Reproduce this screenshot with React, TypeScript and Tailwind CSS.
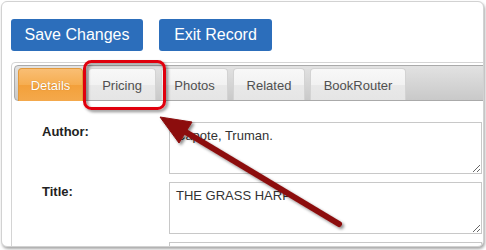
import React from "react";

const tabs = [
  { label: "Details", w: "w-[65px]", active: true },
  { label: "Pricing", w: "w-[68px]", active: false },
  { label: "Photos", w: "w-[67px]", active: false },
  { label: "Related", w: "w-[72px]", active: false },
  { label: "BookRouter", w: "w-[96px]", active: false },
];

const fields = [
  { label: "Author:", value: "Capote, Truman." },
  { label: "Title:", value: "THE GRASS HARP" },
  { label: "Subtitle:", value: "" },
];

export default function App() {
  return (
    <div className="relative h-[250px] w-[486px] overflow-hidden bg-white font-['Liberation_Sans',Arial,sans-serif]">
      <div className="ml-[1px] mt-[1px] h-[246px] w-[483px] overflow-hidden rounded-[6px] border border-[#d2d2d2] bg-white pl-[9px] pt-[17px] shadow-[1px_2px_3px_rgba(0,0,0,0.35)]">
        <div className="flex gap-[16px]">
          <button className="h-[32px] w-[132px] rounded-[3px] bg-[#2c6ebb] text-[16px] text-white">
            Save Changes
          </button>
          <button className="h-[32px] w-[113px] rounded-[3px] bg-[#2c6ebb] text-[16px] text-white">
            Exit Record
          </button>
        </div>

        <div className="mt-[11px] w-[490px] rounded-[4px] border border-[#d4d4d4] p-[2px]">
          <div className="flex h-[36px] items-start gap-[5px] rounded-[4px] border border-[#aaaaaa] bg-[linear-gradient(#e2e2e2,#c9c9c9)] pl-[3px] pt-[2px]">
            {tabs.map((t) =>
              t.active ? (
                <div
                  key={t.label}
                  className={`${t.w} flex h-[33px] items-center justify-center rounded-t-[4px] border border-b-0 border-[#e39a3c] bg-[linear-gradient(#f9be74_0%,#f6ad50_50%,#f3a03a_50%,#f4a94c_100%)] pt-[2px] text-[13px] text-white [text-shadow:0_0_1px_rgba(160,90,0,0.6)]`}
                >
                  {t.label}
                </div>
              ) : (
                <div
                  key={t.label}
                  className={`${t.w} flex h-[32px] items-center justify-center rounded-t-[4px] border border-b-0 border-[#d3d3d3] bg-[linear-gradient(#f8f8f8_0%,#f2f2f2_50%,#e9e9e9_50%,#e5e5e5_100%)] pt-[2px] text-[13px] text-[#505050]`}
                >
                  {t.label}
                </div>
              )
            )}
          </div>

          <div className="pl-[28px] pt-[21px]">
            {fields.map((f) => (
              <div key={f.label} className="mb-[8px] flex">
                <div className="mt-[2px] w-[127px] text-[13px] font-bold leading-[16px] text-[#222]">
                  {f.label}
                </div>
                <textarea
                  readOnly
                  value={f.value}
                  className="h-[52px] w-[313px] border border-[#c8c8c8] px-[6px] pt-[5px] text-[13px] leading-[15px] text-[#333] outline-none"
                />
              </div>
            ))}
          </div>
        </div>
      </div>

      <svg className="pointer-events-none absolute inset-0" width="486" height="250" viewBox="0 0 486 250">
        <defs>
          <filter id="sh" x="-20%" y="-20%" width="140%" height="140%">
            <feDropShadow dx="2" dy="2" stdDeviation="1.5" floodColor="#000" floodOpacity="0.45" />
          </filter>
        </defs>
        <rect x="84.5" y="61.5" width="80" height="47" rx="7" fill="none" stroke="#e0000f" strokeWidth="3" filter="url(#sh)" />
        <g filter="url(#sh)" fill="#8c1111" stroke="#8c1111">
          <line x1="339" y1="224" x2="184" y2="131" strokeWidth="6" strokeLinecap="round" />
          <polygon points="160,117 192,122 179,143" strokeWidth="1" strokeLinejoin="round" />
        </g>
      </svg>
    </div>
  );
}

§ §

* Direction *
Pick out, from the lines above, every one that contains the string "React".

* Solution to the problem *
Reproduce this screenshot with React, TypeScript and Tailwind CSS.
import React from "react";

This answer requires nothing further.